Abstract

More than 150–200 million children work for a living in the world. A large number of them experience violence. The economic aspect of child labor has received much attention (as has the topic of violence against children as children), and rightly so. But the extra-economic aspect of child labor (i.e., the sheer violence against children as workers in the market-place and the workplace) has been relatively neglected. It is necessary to conduct empirical studies on the topic, which, however, require prior theoretical work. The aim of this paper is to provide a theoretical framework on violence against child labor.

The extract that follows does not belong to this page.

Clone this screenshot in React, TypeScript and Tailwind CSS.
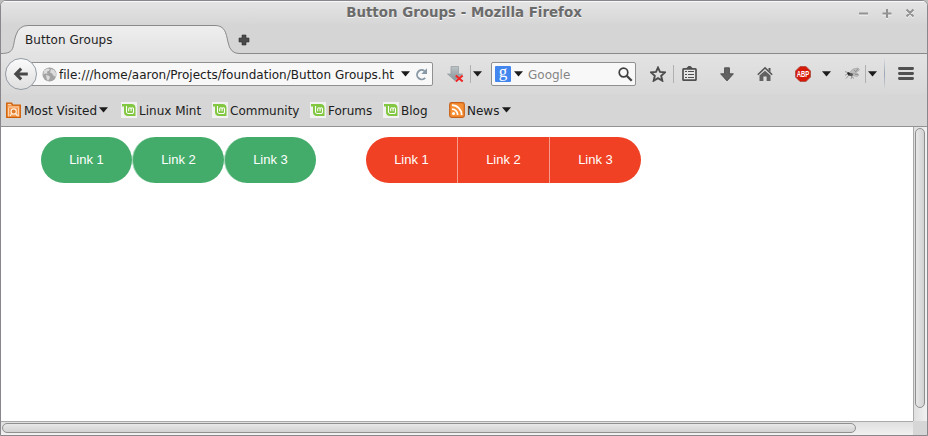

Central to this framework are three inter-connected arguments: the fact that under certain circumstances, and contrary to a widely-prevalent standpoint, capitalism produces, and makes use of, a pool of workers who lack the freedom to enter and exit a labor contract; the universal logic of capitalist accumulation interacting with the context where some workers are children; and finally, the fact that violence against child labor is enabled by a specific cultural aspect of capitalist society, “childism.”

Highlights

  • In contemporary society, violence against the human body is a normal phenomenon (Browne-Miller 2012)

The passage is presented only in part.